● **Task**:
How many of the lines below hold the word "Tailwind"? Answer only with the number.

··········

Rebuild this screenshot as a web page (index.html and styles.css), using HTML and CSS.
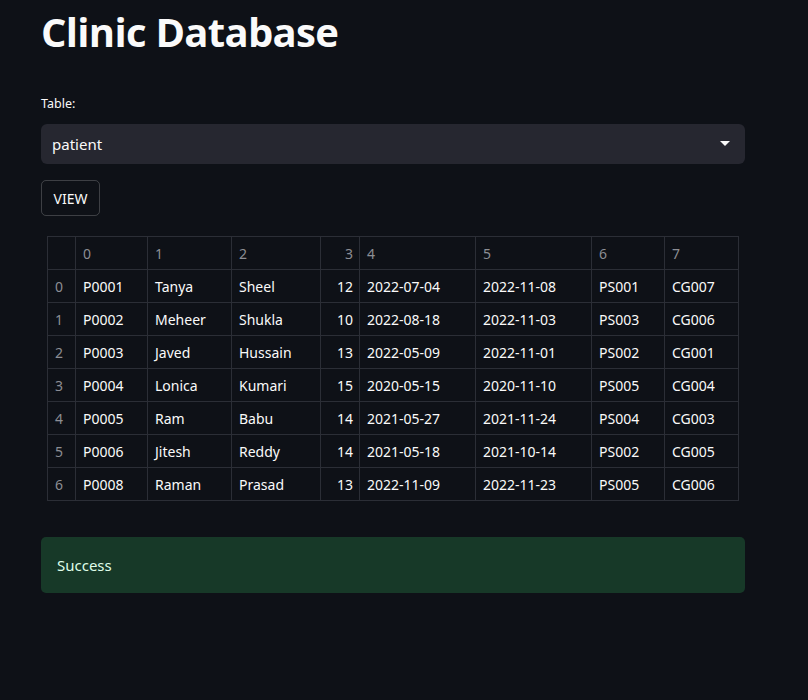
FILE: index.html
```html
<!DOCTYPE html>
<html>
<head>
<meta charset="utf-8">
<link rel="stylesheet" href="styles.css">
</head>
<body>
<main class="main">
  <h1 class="title">Clinic Database</h1>
  <label class="label">Table:</label>
  <div class="select">
    <span>patient</span>
    <svg class="caret" width="10" height="6" viewBox="0 0 10 6"><path d="M0 0 H10 L5 5 Z" fill="#fafafa"/></svg>
  </div>
  <button class="btn">VIEW</button>
  <div class="frame">
    <table class="df">
      <colgroup>
        <col style="width:28px"><col style="width:72px"><col style="width:84px"><col style="width:89px"><col style="width:39px"><col style="width:116px"><col style="width:116px"><col style="width:73px"><col style="width:74px">
      </colgroup>
      <thead>
        <tr><th></th><th>0</th><th>1</th><th>2</th><th class="num">3</th><th>4</th><th>5</th><th>6</th><th>7</th></tr>
      </thead>
      <tbody>
        <tr><th>0</th><td>P0001</td><td>Tanya</td><td>Sheel</td><td class="num">12</td><td>2022-07-04</td><td>2022-11-08</td><td>PS001</td><td>CG007</td></tr>
        <tr><th>1</th><td>P0002</td><td>Meheer</td><td>Shukla</td><td class="num">10</td><td>2022-08-18</td><td>2022-11-03</td><td>PS003</td><td>CG006</td></tr>
        <tr><th>2</th><td>P0003</td><td>Javed</td><td>Hussain</td><td class="num">13</td><td>2022-05-09</td><td>2022-11-01</td><td>PS002</td><td>CG001</td></tr>
        <tr><th>3</th><td>P0004</td><td>Lonica</td><td>Kumari</td><td class="num">15</td><td>2020-05-15</td><td>2020-11-10</td><td>PS005</td><td>CG004</td></tr>
        <tr><th>4</th><td>P0005</td><td>Ram</td><td>Babu</td><td class="num">14</td><td>2021-05-27</td><td>2021-11-24</td><td>PS004</td><td>CG003</td></tr>
        <tr><th>5</th><td>P0006</td><td>Jitesh</td><td>Reddy</td><td class="num">14</td><td>2021-05-18</td><td>2021-10-14</td><td>PS002</td><td>CG005</td></tr>
        <tr><th>6</th><td>P0008</td><td>Raman</td><td>Prasad</td><td class="num">13</td><td>2022-11-09</td><td>2022-11-23</td><td>PS005</td><td>CG006</td></tr>
      </tbody>
    </table>
  </div>
  <div class="alert">Success</div>
</main>
</body>
</html>
```
FILE: styles.css
```css
html, body {
  margin: 0;
  padding: 0;
  background: #0e1117;
  color: #fafafa;
  font-family: "Noto Sans", "Open Sans", sans-serif;
}
.main {
  width: 704px;
  padding: 0 0 0 41px;
  display: flex;
  flex-direction: column;
  align-items: stretch;
}
.title {
  font-family: "Open Sans", "Noto Sans", sans-serif;
  font-weight: 700;
  font-size: 40px;
  letter-spacing: -0.7px;
  line-height: 1;
  margin: 12px 0 0 0;
  height: 50px;
}
.label {
  font-size: 12.5px;
  margin-top: 34px;
  line-height: 16px;
  height: 16px;
}
.select {
  margin-top: 12px;
  height: 40px;
  background: #262730;
  border-radius: 6px;
  display: flex;
  align-items: center;
  justify-content: space-between;
  padding: 0 15px 0 11px;
  font-size: 15px;
}
.caret {
  display: block;
}
.btn {
  align-self: flex-start;
  margin-top: 16px;
  height: 36px;
  width: 59px;
  background: transparent;
  color: #fafafa;
  border: 1px solid rgba(250,250,250,0.2);
  border-radius: 5px;
  font-family: "Noto Sans", sans-serif;
  font-size: 14px;
  padding: 0;
}
.frame {
  margin-top: 20px;
  margin-left: 6px;
  width: 692px;
}
.df {
  border-collapse: collapse;
  table-layout: fixed;
  width: 692px;
  font-size: 14px;
}
.df th, .df td {
  border: 1px solid #2b2e36;
  height: 32px;
  padding: 0 7px;
  text-align: left;
  font-weight: 400;
  white-space: nowrap;
}
.df td { color: #fafafa; }
.df thead th, .df tbody th { color: #8c8e94; }
.df .num { text-align: right; padding-right: 6px; }
.alert {
  margin-top: 36px;
  height: 56px;
  background: #173928;
  border-radius: 5px;
  color: #dffde9;
  font-size: 15px;
  display: flex;
  align-items: center;
  padding-left: 16px;
}
```
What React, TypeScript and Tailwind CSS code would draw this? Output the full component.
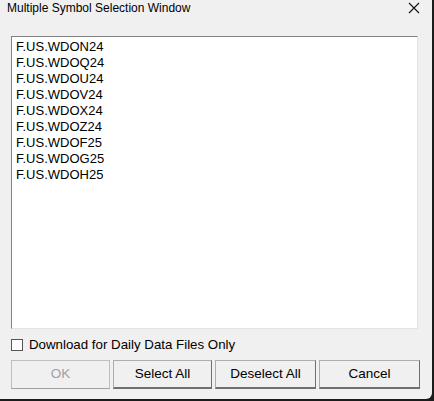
const symbols = [
  "F.US.WDON24",
  "F.US.WDOQ24",
  "F.US.WDOU24",
  "F.US.WDOV24",
  "F.US.WDOX24",
  "F.US.WDOZ24",
  "F.US.WDOF25",
  "F.US.WDOG25",
  "F.US.WDOH25",
];

function DialogButton({ label, disabled, wide }: { label: string; disabled?: boolean; wide?: boolean }) {
  const size = wide ? "h-[29px] w-[101px]" : "h-[29px] w-[99px]";
  return (
    <button
      disabled={disabled}
      className={
        disabled
          ? `${size} border border-[#bfbfbf] border-b-[#a0a0a0] bg-[#f0f0f0] text-[13.5px] text-[#a0a0a0]`
          : `${size} border border-[#adadad] border-r-[#6f6f6f] border-b-2 border-b-[#6f6f6f] bg-[#f0f0f0] text-[13.5px] text-black`
      }
    >
      {label}
    </button>
  );
}

export default function App() {
  return (
    <div className="h-[401px] w-[434px] bg-[#1c1c1c] font-['Liberation_Sans',Arial,sans-serif]">
      <div className="flex h-[399px] w-[432px] flex-col overflow-hidden rounded-br-[6px] bg-[#f0f0f0]">
        {/* title bar */}
        <div className="flex h-[36px] items-start justify-between pl-[7px] pr-[12px] pt-[1px]">
          <span className="text-[12px] leading-[14px] text-black">
            Multiple Symbol Selection Window
          </span>
          <svg width="12" height="12" viewBox="0 0 12 12" className="mt-[1px]">
            <path d="M1 1 L11 11 M11 1 L1 11" stroke="#111" strokeWidth="1.1" />
          </svg>
        </div>

        {/* symbol list */}
        <div className="ml-[11px] h-[293px] w-[407px] border border-[#828282] border-b-[#e3e3e3] border-r-[#e3e3e3] bg-white">
          <ul className="pl-[4px] pt-[2px]">
            {symbols.map((s) => (
              <li key={s} className="h-[16px] text-[13px] leading-[16px] text-black">
                {s}
              </li>
            ))}
          </ul>
        </div>

        <label className="ml-[11px] mt-[8px] flex items-center gap-[6px] text-[13.3px] leading-[16px] text-black">
          <span className="h-[12px] w-[12px] border border-[#555] bg-white" />
          Download for Daily Data Files Only
        </label>

        <div className="ml-[11px] mt-[7px] flex gap-[3px]">
          <DialogButton label="OK" disabled />
          <DialogButton label="Select All" />
          <DialogButton label="Deselect All" wide />
          <DialogButton label="Cancel" wide />
        </div>
      </div>
    </div>
  );
}
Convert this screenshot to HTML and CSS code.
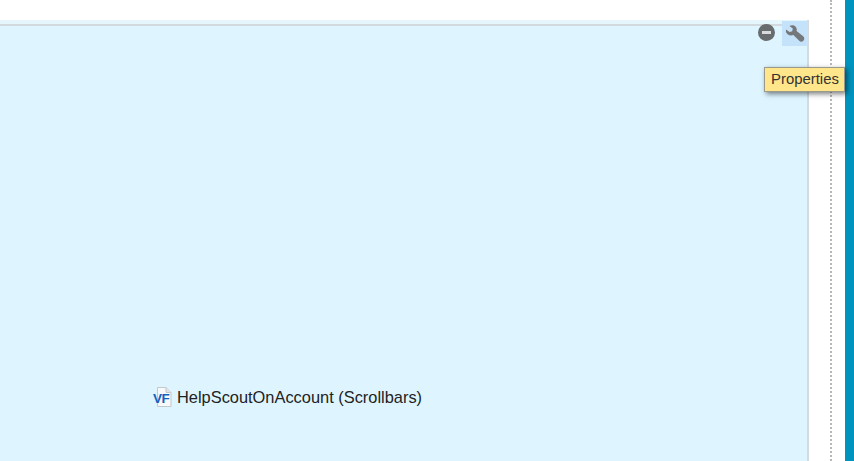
FILE: index.html
```html
<!DOCTYPE html>
<html lang="en">
<head>
    <meta charset="UTF-8">
    <title>Page layout</title>
    <link rel="stylesheet" href="styles.css">
</head>
<body>
<div class="top-bar"></div>
<div class="main">
    <div class="region">
        <div class="region-actions">
            <span class="remove-btn"><span class="remove-dash"></span></span>
            <span class="props-btn">
                <svg width="22" height="22" viewBox="0 0 22 22">
                    <path d="M2 6.4 L5.6 9 L8.2 8.2 L8.8 5.6 L5.4 3 C7.8 1.8 10.6 2.2 12 4.2 C12.8 5.4 13 6.8 12.6 8 L19.2 13.2 C20.6 14.6 20.6 16.4 19.4 17.8 C18.2 19 16.4 19 15.2 17.8 L9.4 12 C7.4 12.8 5.2 12.4 3.6 11.2 C2.2 10 1.6 8.2 2 6.4 Z" fill="#75787b"/>
                </svg>
            </span>
        </div>
        <div class="component">
            <span class="vf-icon">
                <svg class="vf-page" width="18" height="20" viewBox="0 0 18 20">
                    <path d="M3.5 .5 H12 L17 5.5 V19.5 H3.5 Z" fill="#f6f8fa" stroke="#c3c8cc"/>
                    <path d="M12 .5 V5.5 H17" fill="#dfe3e6" stroke="#c3c8cc"/>
                </svg>
                <span class="vf-label">VF</span>
            </span>
            <span class="component-name">HelpScoutOnAccount (Scrollbars)</span>
        </div>
    </div>
    <div class="gutter">
        <div class="dotted"></div>
    </div>
    <div class="edge"></div>
</div>
<div class="tooltip">Properties</div>
</body>
</html>
```

FILE: styles.css
```css
html, body {
    height: 100%;
}

body {
    display: flex;
    flex-direction: column;
    margin: 0;
    overflow: hidden;
    background-color: #fff;
    font-family: "Liberation Sans", Arial, sans-serif;
    color: #222;
}

.top-bar {
    height: 20px;
    flex: none;
}

.main {
    display: flex;
    flex: 1;
    min-height: 0;
}

.region {
    display: flex;
    flex-direction: column;
    justify-content: space-between;
    width: 807px;
    flex: none;
    background-color: #def5ff;
    border-right: 2px solid #d5dadc;
    background-image: linear-gradient(#e6f6fd 0, #e6f6fd 4px, #d3dadd 4px, #d3dadd 6px, transparent 6px);
}

.region-actions {
    display: flex;
    justify-content: flex-end;
    align-items: center;
    gap: 7px;
    height: 25px;
    margin: 1px -1px 0 0;
}

.remove-btn {
    display: flex;
    align-items: center;
    justify-content: center;
    width: 17px;
    height: 17px;
    margin-top: -2px;
    border-radius: 50%;
    background-color: #686c6f;
}

.remove-dash {
    width: 9px;
    height: 3px;
    background-color: #d8dadb;
}

.props-btn {
    display: flex;
    align-items: center;
    justify-content: center;
    width: 26px;
    height: 25px;
    background-color: #c5e2fb;
}

.component {
    display: flex;
    align-items: center;
    gap: 5px;
    margin: 0 0 54px 153px;
}

.vf-icon {
    position: relative;
    display: block;
    width: 19px;
    height: 20px;
}

.vf-page {
    position: absolute;
    left: 1px;
    top: 0;
}

.vf-label {
    position: absolute;
    left: 0;
    bottom: 1px;
    font-size: 13.5px;
    font-weight: bold;
    letter-spacing: -.5px;
    color: #1360bd;
}

.component-name {
    font-size: 16.4px;
    white-space: nowrap;
}

.gutter {
    width: 36px;
    flex: none;
    margin-top: -20px;
    padding-left: 21px;
    box-sizing: border-box;
}

.dotted {
    width: 0;
    height: 100%;
    border-left: 2px dotted #9a9a9a;
    opacity: .7;
}

.edge {
    flex: 1;
    margin-top: -20px;
    background-color: #0093bd;
}

.tooltip {
    position: absolute;
    left: 764px;
    top: 67px;
    height: 23px;
    line-height: 23px;
    padding: 0 5px 0 6px;
    background-color: #ffe68a;
    border: 1px solid #9a9a8c;
    box-shadow: 2px 2px 5px rgba(0, 0, 0, .5);
    font-size: 14.9px;
    color: #333;
    white-space: nowrap;
}
```
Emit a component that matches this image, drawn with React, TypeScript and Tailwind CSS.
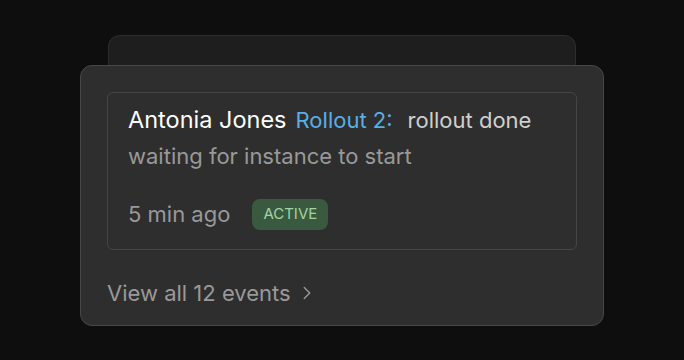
import { ChevronRight } from "lucide-react";

const App = () => {
  return (
    <div className="w-[684px] h-[360px] bg-[#0e0e0e] flex justify-center pt-[35px] font-['Inter',sans-serif]">
      <div className="w-[524px] flex flex-col">
        <div className="mx-[28px] h-[42px] rounded-t-xl border border-b-0 border-[#2c2c2c] bg-[#1e1e1e]" />
        <div className="relative -mt-[12px] h-[261px] rounded-xl border border-[#474747] bg-[#2e2e2e] px-[26px] pt-[26px]">
          <div className="rounded-md border border-[#454545] px-[20px] pt-[9px] pb-[18px]">
            <div className="flex items-baseline text-[22px] leading-[36px]">
              <span className="text-[23.5px] text-white">Antonia Jones</span>
              <span className="ml-[9px] text-[#5aade6]">Rollout 2:</span>
              <span className="ml-[15px] text-[#cfcfcf]">rollout done</span>
            </div>
            <div className="text-[22px] leading-[36px] text-[#999999]">waiting for instance to start</div>
            <div className="mt-[24px] flex items-center">
              <span className="text-[22px] text-[#999999]">5 min ago</span>
              <span className="ml-[22px] rounded-lg bg-[#3a5a3f] px-[11px] h-[31px] flex items-center text-[15px] text-[#a3d3a4]">ACTIVE</span>
            </div>
          </div>
          <div className="mt-[28px] flex items-center text-[22px] leading-[30px] text-[#999999]">
            <span>View all 12 events</span>
            <ChevronRight className="ml-[5px] w-[22px] h-[22px]" strokeWidth={1.5} />
          </div>
        </div>
      </div>
    </div>
  );
};

export default App;
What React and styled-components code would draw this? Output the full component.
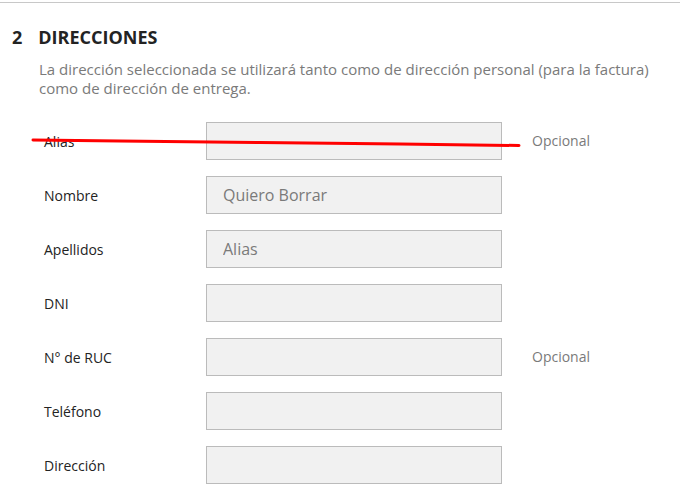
import React from 'react';
import styled, { createGlobalStyle } from 'styled-components';

const GlobalStyle = createGlobalStyle`
  body {
    margin: 0;
    background: #fff;
    font-family: "Open Sans", "Noto Sans", sans-serif;
    color: #232323;
  }
`;

const Page = styled.section`
  position: relative;
  width: 680px;
  height: 488px;
  overflow: hidden;
  border-top: 1px solid #c8c8c8;
  margin-top: 2px;
  box-sizing: border-box;
`;

const StepTitle = styled.h1`
  display: flex;
  gap: 16px;
  margin: 0;
  padding: 22px 0 0 12px;
  font-size: 18px;
  font-weight: 700;
  line-height: 24px;
  text-transform: uppercase;
  color: #232323;
`;

const Intro = styled.p`
  margin: 11px 20px 0 39px;
  font-size: 15px;
  line-height: 19px;
  color: #7a7a7a;
`;

const Fields = styled.div`
  display: flex;
  flex-direction: column;
  gap: 16px;
  padding: 24px 0 0 44px;
`;

const Row = styled.div`
  display: grid;
  grid-template-columns: 162px 296px auto;
  align-items: center;
  height: 38px;
`;

const Label = styled.label`
  font-size: 14px;
  color: #232323;
`;

const Input = styled.input`
  box-sizing: border-box;
  width: 296px;
  height: 38px;
  padding: 0 16px;
  border: 1px solid #bbb;
  background: #f1f1f1;
  font-family: inherit;
  font-size: 16px;
  color: #7a7a7a;
  outline: none;
  &::placeholder { color: #7a7a7a; }
`;

const Hint = styled.span`
  padding-left: 30px;
  font-size: 14px;
  color: #7a7a7a;
  margin-top: -2px;
`;

const Scribble = styled.svg`
  position: absolute;
  left: 0;
  top: -3px;
  pointer-events: none;
`;

const fields = [
  { label: 'Alias', optional: true },
  { label: 'Nombre', placeholder: 'Quiero Borrar' },
  { label: 'Apellidos', placeholder: 'Alias' },
  { label: 'DNI' },
  { label: 'N° de RUC', optional: true },
  { label: 'Teléfono' },
  { label: 'Dirección' },
];

export default function App() {
  return (
    <>
      <GlobalStyle />
      <Page>
        <StepTitle>
          <span>2</span>
          <span>Direcciones</span>
        </StepTitle>
        <Intro>
          La dirección seleccionada se utilizará tanto como de dirección personal (para la factura)
          como de dirección de entrega.
        </Intro>
        <Fields>
          {fields.map(f => (
            <Row key={f.label}>
              <Label>{f.label}</Label>
              <Input placeholder={f.placeholder || ''} readOnly />
              {f.optional ? <Hint>Opcional</Hint> : <span />}
            </Row>
          ))}
        </Fields>
        <Scribble width="680" height="488">
          <path
            d="M33 140 L120 141 L260 142.5 L400 144 L519 145.5"
            stroke="#ff0000"
            strokeWidth="3"
            fill="none"
            strokeLinecap="round"
          />
        </Scribble>
      </Page>
    </>
  );
}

··········

● **Answer**:
2